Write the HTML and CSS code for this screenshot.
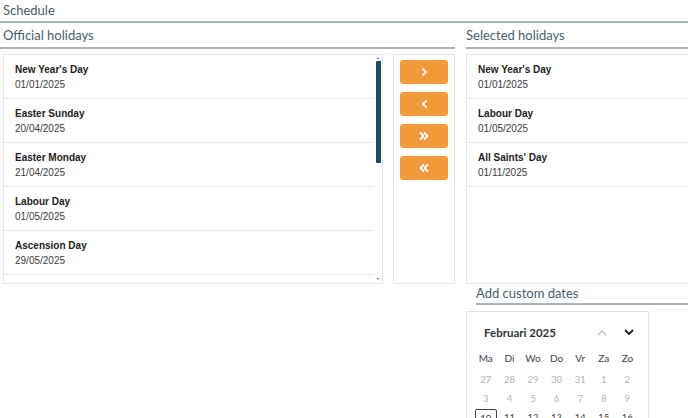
FILE: index.html
```html
<!DOCTYPE html>
<html>
<head>
<meta charset="utf-8">
<link rel="stylesheet" href="styles.css">
</head>
<body>
<div class="page">
  <h1 class="title">Schedule</h1>
  <div class="main">
    <section class="left">
      <h2 class="heading pad">Official holidays</h2>
      <div class="lists">
        <div class="listbox">
          <div class="items">
            <div class="item"><div class="name">New Year's Day</div><div class="date">01/01/2025</div></div>
            <div class="item"><div class="name">Easter Sunday</div><div class="date">20/04/2025</div></div>
            <div class="item"><div class="name">Easter Monday</div><div class="date">21/04/2025</div></div>
            <div class="item"><div class="name">Labour Day</div><div class="date">01/05/2025</div></div>
            <div class="item"><div class="name">Ascension Day</div><div class="date">29/05/2025</div></div>
            <div class="item"></div>
          </div>
          <div class="scrollbar">
            <span class="arrow-up"></span>
            <span class="thumb"></span>
            <span class="spacer"></span>
            <span class="arrow-down"></span>
          </div>
        </div>
        <div class="actions">
          <button class="btn" aria-label="Add"><svg width="7" height="8" viewBox="0 0 7 8"><path d="M2 1 L5 4 L2 7" fill="none" stroke="#fff" stroke-width="1.8" stroke-linecap="round" stroke-linejoin="round"/></svg></button>
          <button class="btn" aria-label="Remove"><svg width="7" height="8" viewBox="0 0 7 8"><path d="M5 1 L2 4 L5 7" fill="none" stroke="#fff" stroke-width="1.8" stroke-linecap="round" stroke-linejoin="round"/></svg></button>
          <button class="btn" aria-label="Add all"><svg width="10" height="8" viewBox="0 0 10 8"><path d="M1.5 1 L4.5 4 L1.5 7 M5.5 1 L8.5 4 L5.5 7" fill="none" stroke="#fff" stroke-width="1.8" stroke-linecap="round" stroke-linejoin="round"/></svg></button>
          <button class="btn" aria-label="Remove all"><svg width="10" height="8" viewBox="0 0 10 8"><path d="M4.5 1 L1.5 4 L4.5 7 M8.5 1 L5.5 4 L8.5 7" fill="none" stroke="#fff" stroke-width="1.8" stroke-linecap="round" stroke-linejoin="round"/></svg></button>
        </div>
      </div>
    </section>
    <section class="right">
      <h2 class="heading">Selected holidays</h2>
      <div class="selbox">
        <div class="item wide"><div class="name">New Year's Day</div><div class="date">01/01/2025</div></div>
        <div class="item wide"><div class="name">Labour Day</div><div class="date">01/05/2025</div></div>
        <div class="item wide"><div class="name">All Saints' Day</div><div class="date">01/11/2025</div></div>
      </div>
      <h2 class="heading custom">Add custom dates</h2>
      <div class="calendar">
        <div class="cal-head">
          <span class="month">Februari 2025</span>
          <span class="navs">
            <svg class="nav" width="10" height="7" viewBox="0 0 10 7"><path d="M1.5 5.5 L5 2 L8.5 5.5" fill="none" stroke="#bdbdbd" stroke-width="1.4" stroke-linecap="round" stroke-linejoin="round"/></svg>
            <svg class="nav" width="10" height="7" viewBox="0 0 10 7"><path d="M1.5 1.5 L5 5 L8.5 1.5" fill="none" stroke="#222" stroke-width="1.8" stroke-linecap="round" stroke-linejoin="round"/></svg>
          </span>
        </div>
        <div class="cal-grid weekdays">
          <span>Ma</span><span>Di</span><span>Wo</span><span>Do</span><span>Vr</span><span>Za</span><span>Zo</span>
        </div>
        <div class="cal-grid days">
          <span>27</span><span>28</span><span>29</span><span>30</span><span>31</span><span>1</span><span>2</span>
          <span>3</span><span>4</span><span>5</span><span>6</span><span>7</span><span>8</span><span>9</span>
          <span class="cur">10</span><span class="dark">11</span><span class="dark">12</span><span class="dark">13</span><span class="dark">14</span><span class="dark">15</span><span class="dark">16</span>
        </div>
      </div>
    </section>
  </div>
</div>
</body>
</html>
```
FILE: styles.css
```css
html, body {
  margin: 0;
  padding: 0;
  overflow: hidden;
  background: #fff;
}
.page {
  width: 720px;
  font-family: "Liberation Sans", Arial, sans-serif;
}
.title,
.heading {
  margin: 0;
  font-family: Lato, "Open Sans", sans-serif;
  font-weight: 400;
  font-size: 13px;
  line-height: 19px;
  color: #48606f;
  border-bottom: 2px solid #a9b3ba;
}
.title {
  padding: 1px 3px 1px;
}
.heading {
  padding: 3px 0 2px;
}
.heading.pad {
  padding-left: 3px;
}
.main {
  display: flex;
  gap: 11px;
}
.left {
  width: 455px;
  flex: none;
}
.right {
  width: 250px;
  flex: none;
}
.lists {
  display: flex;
  gap: 10px;
  margin: 5px 0 0 3px;
}
.listbox {
  width: 380px;
  height: 230px;
  box-sizing: border-box;
  border: 1px solid #e3e6e9;
  display: flex;
  overflow: hidden;
}
.items {
  width: 370px;
  flex: none;
  overflow: hidden;
}
.item {
  box-sizing: border-box;
  height: 44px;
  padding: 7px 11px 0;
  border-bottom: 1px solid #e6e9eb;
}
.name {
  font-size: 10px;
  font-weight: 700;
  line-height: 15px;
  color: #222;
}
.date {
  font-size: 10px;
  line-height: 15px;
  color: #3d3d3d;
}
.scrollbar {
  width: 8px;
  flex: none;
  display: flex;
  flex-direction: column;
  align-items: center;
  padding: 2px 0 3px;
  box-sizing: border-box;
}
.arrow-up,
.arrow-down {
  width: 0;
  height: 0;
  border-left: 1.5px solid transparent;
  border-right: 1.5px solid transparent;
}
.arrow-up {
  border-bottom: 2px solid #555;
}
.arrow-down {
  border-top: 2px solid #555;
}
.thumb {
  width: 5px;
  height: 102px;
  margin-top: 2px;
  background: #21495a;
  border-radius: 1px;
}
.spacer {
  flex: 1;
}
.actions {
  width: 62px;
  height: 230px;
  box-sizing: border-box;
  border: 1px solid #e3e6e9;
  padding: 5px 6px;
  display: flex;
  flex-direction: column;
  gap: 8px;
}
.btn {
  height: 24px;
  width: 48px;
  border: 0;
  border-radius: 3px;
  background: #f2993a;
  display: flex;
  align-items: center;
  justify-content: center;
  padding: 0;
}
.btn svg {
  display: block;
}
.selbox {
  margin-top: 5px;
  height: 230px;
  box-sizing: border-box;
  border: 1px solid #e3e6e9;
  border-right: 0;
}
.heading.custom {
  margin-left: 10px;
  padding: 0;
}
.calendar {
  margin-top: 6px;
  width: 183px;
  height: 107px;
  overflow: hidden;
  box-sizing: border-box;
  border: 1px solid #e3e6e9;
  border-bottom: 0;
  padding: 0 0 0 7px;
  font-family: Lato, "Open Sans", sans-serif;
}
.cal-head {
  height: 40px;
  display: flex;
  align-items: center;
  justify-content: space-between;
  padding: 0 14px 0 10px;
}
.month {
  font-size: 11.5px;
  font-weight: 700;
  color: #333;
}
.navs {
  display: flex;
  gap: 17px;
  align-items: center;
}
.nav {
  display: block;
}
.cal-grid {
  display: grid;
  grid-template-columns: repeat(7, 23.6px);
  text-align: center;
}
.weekdays {
  font-size: 10px;
  line-height: 12px;
  color: #444;
  margin-bottom: 6px;
}
.days {
  font-size: 9.5px;
  grid-auto-rows: 19px;
  line-height: 19px;
  color: #b3b3b3;
}
.days .dark {
  color: #444;
}
.days .cur {
  color: #444;
  border: 1px solid #444;
  border-radius: 2px;
  margin: 1px 1px 0;
  line-height: 17px;
}
```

#####

Instruction: Each line above is to be copied verbatim. Drop any image from the copy.

Answer to the task:
Write the HTML and CSS code for this screenshot.
FILE: index.html
```html
<!DOCTYPE html>
<html>
<head>
<meta charset="utf-8">
<link rel="stylesheet" href="styles.css">
</head>
<body>
<div class="page">
  <h1 class="title">Schedule</h1>
  <div class="main">
    <section class="left">
      <h2 class="heading pad">Official holidays</h2>
      <div class="lists">
        <div class="listbox">
          <div class="items">
            <div class="item"><div class="name">New Year's Day</div><div class="date">01/01/2025</div></div>
            <div class="item"><div class="name">Easter Sunday</div><div class="date">20/04/2025</div></div>
            <div class="item"><div class="name">Easter Monday</div><div class="date">21/04/2025</div></div>
            <div class="item"><div class="name">Labour Day</div><div class="date">01/05/2025</div></div>
            <div class="item"><div class="name">Ascension Day</div><div class="date">29/05/2025</div></div>
            <div class="item"></div>
          </div>
          <div class="scrollbar">
            <span class="arrow-up"></span>
            <span class="thumb"></span>
            <span class="spacer"></span>
            <span class="arrow-down"></span>
          </div>
        </div>
        <div class="actions">
          <button class="btn" aria-label="Add"><svg width="7" height="8" viewBox="0 0 7 8"><path d="M2 1 L5 4 L2 7" fill="none" stroke="#fff" stroke-width="1.8" stroke-linecap="round" stroke-linejoin="round"/></svg></button>
          <button class="btn" aria-label="Remove"><svg width="7" height="8" viewBox="0 0 7 8"><path d="M5 1 L2 4 L5 7" fill="none" stroke="#fff" stroke-width="1.8" stroke-linecap="round" stroke-linejoin="round"/></svg></button>
          <button class="btn" aria-label="Add all"><svg width="10" height="8" viewBox="0 0 10 8"><path d="M1.5 1 L4.5 4 L1.5 7 M5.5 1 L8.5 4 L5.5 7" fill="none" stroke="#fff" stroke-width="1.8" stroke-linecap="round" stroke-linejoin="round"/></svg></button>
          <button class="btn" aria-label="Remove all"><svg width="10" height="8" viewBox="0 0 10 8"><path d="M4.5 1 L1.5 4 L4.5 7 M8.5 1 L5.5 4 L8.5 7" fill="none" stroke="#fff" stroke-width="1.8" stroke-linecap="round" stroke-linejoin="round"/></svg></button>
        </div>
      </div>
    </section>
    <section class="right">
      <h2 class="heading">Selected holidays</h2>
      <div class="selbox">
        <div class="item wide"><div class="name">New Year's Day</div><div class="date">01/01/2025</div></div>
        <div class="item wide"><div class="name">Labour Day</div><div class="date">01/05/2025</div></div>
        <div class="item wide"><div class="name">All Saints' Day</div><div class="date">01/11/2025</div></div>
      </div>
      <h2 class="heading custom">Add custom dates</h2>
      <div class="calendar">
        <div class="cal-head">
          <span class="month">Februari 2025</span>
          <span class="navs">
            <svg class="nav" width="10" height="7" viewBox="0 0 10 7"><path d="M1.5 5.5 L5 2 L8.5 5.5" fill="none" stroke="#bdbdbd" stroke-width="1.4" stroke-linecap="round" stroke-linejoin="round"/></svg>
            <svg class="nav" width="10" height="7" viewBox="0 0 10 7"><path d="M1.5 1.5 L5 5 L8.5 1.5" fill="none" stroke="#222" stroke-width="1.8" stroke-linecap="round" stroke-linejoin="round"/></svg>
          </span>
        </div>
        <div class="cal-grid weekdays">
          <span>Ma</span><span>Di</span><span>Wo</span><span>Do</span><span>Vr</span><span>Za</span><span>Zo</span>
        </div>
        <div class="cal-grid days">
          <span>27</span><span>28</span><span>29</span><span>30</span><span>31</span><span>1</span><span>2</span>
          <span>3</span><span>4</span><span>5</span><span>6</span><span>7</span><span>8</span><span>9</span>
          <span class="cur">10</span><span class="dark">11</span><span class="dark">12</span><span class="dark">13</span><span class="dark">14</span><span class="dark">15</span><span class="dark">16</span>
        </div>
      </div>
    </section>
  </div>
</div>
</body>
</html>
```
FILE: styles.css
```css
html, body {
  margin: 0;
  padding: 0;
  overflow: hidden;
  background: #fff;
}
.page {
  width: 720px;
  font-family: "Liberation Sans", Arial, sans-serif;
}
.title,
.heading {
  margin: 0;
  font-family: Lato, "Open Sans", sans-serif;
  font-weight: 400;
  font-size: 13px;
  line-height: 19px;
  color: #48606f;
  border-bottom: 2px solid #a9b3ba;
}
.title {
  padding: 1px 3px 1px;
}
.heading {
  padding: 3px 0 2px;
}
.heading.pad {
  padding-left: 3px;
}
.main {
  display: flex;
  gap: 11px;
}
.left {
  width: 455px;
  flex: none;
}
.right {
  width: 250px;
  flex: none;
}
.lists {
  display: flex;
  gap: 10px;
  margin: 5px 0 0 3px;
}
.listbox {
  width: 380px;
  height: 230px;
  box-sizing: border-box;
  border: 1px solid #e3e6e9;
  display: flex;
  overflow: hidden;
}
.items {
  width: 370px;
  flex: none;
  overflow: hidden;
}
.item {
  box-sizing: border-box;
  height: 44px;
  padding: 7px 11px 0;
  border-bottom: 1px solid #e6e9eb;
}
.name {
  font-size: 10px;
  font-weight: 700;
  line-height: 15px;
  color: #222;
}
.date {
  font-size: 10px;
  line-height: 15px;
  color: #3d3d3d;
}
.scrollbar {
  width: 8px;
  flex: none;
  display: flex;
  flex-direction: column;
  align-items: center;
  padding: 2px 0 3px;
  box-sizing: border-box;
}
.arrow-up,
.arrow-down {
  width: 0;
  height: 0;
  border-left: 1.5px solid transparent;
  border-right: 1.5px solid transparent;
}
.arrow-up {
  border-bottom: 2px solid #555;
}
.arrow-down {
  border-top: 2px solid #555;
}
.thumb {
  width: 5px;
  height: 102px;
  margin-top: 2px;
  background: #21495a;
  border-radius: 1px;
}
.spacer {
  flex: 1;
}
.actions {
  width: 62px;
  height: 230px;
  box-sizing: border-box;
  border: 1px solid #e3e6e9;
  padding: 5px 6px;
  display: flex;
  flex-direction: column;
  gap: 8px;
}
.btn {
  height: 24px;
  width: 48px;
  border: 0;
  border-radius: 3px;
  background: #f2993a;
  display: flex;
  align-items: center;
  justify-content: center;
  padding: 0;
}
.btn svg {
  display: block;
}
.selbox {
  margin-top: 5px;
  height: 230px;
  box-sizing: border-box;
  border: 1px solid #e3e6e9;
  border-right: 0;
}
.heading.custom {
  margin-left: 10px;
  padding: 0;
}
.calendar {
  margin-top: 6px;
  width: 183px;
  height: 107px;
  overflow: hidden;
  box-sizing: border-box;
  border: 1px solid #e3e6e9;
  border-bottom: 0;
  padding: 0 0 0 7px;
  font-family: Lato, "Open Sans", sans-serif;
}
.cal-head {
  height: 40px;
  display: flex;
  align-items: center;
  justify-content: space-between;
  padding: 0 14px 0 10px;
}
.month {
  font-size: 11.5px;
  font-weight: 700;
  color: #333;
}
.navs {
  display: flex;
  gap: 17px;
  align-items: center;
}
.nav {
  display: block;
}
.cal-grid {
  display: grid;
  grid-template-columns: repeat(7, 23.6px);
  text-align: center;
}
.weekdays {
  font-size: 10px;
  line-height: 12px;
  color: #444;
  margin-bottom: 6px;
}
.days {
  font-size: 9.5px;
  grid-auto-rows: 19px;
  line-height: 19px;
  color: #b3b3b3;
}
.days .dark {
  color: #444;
}
.days .cur {
  color: #444;
  border: 1px solid #444;
  border-radius: 2px;
  margin: 1px 1px 0;
  line-height: 17px;
}
```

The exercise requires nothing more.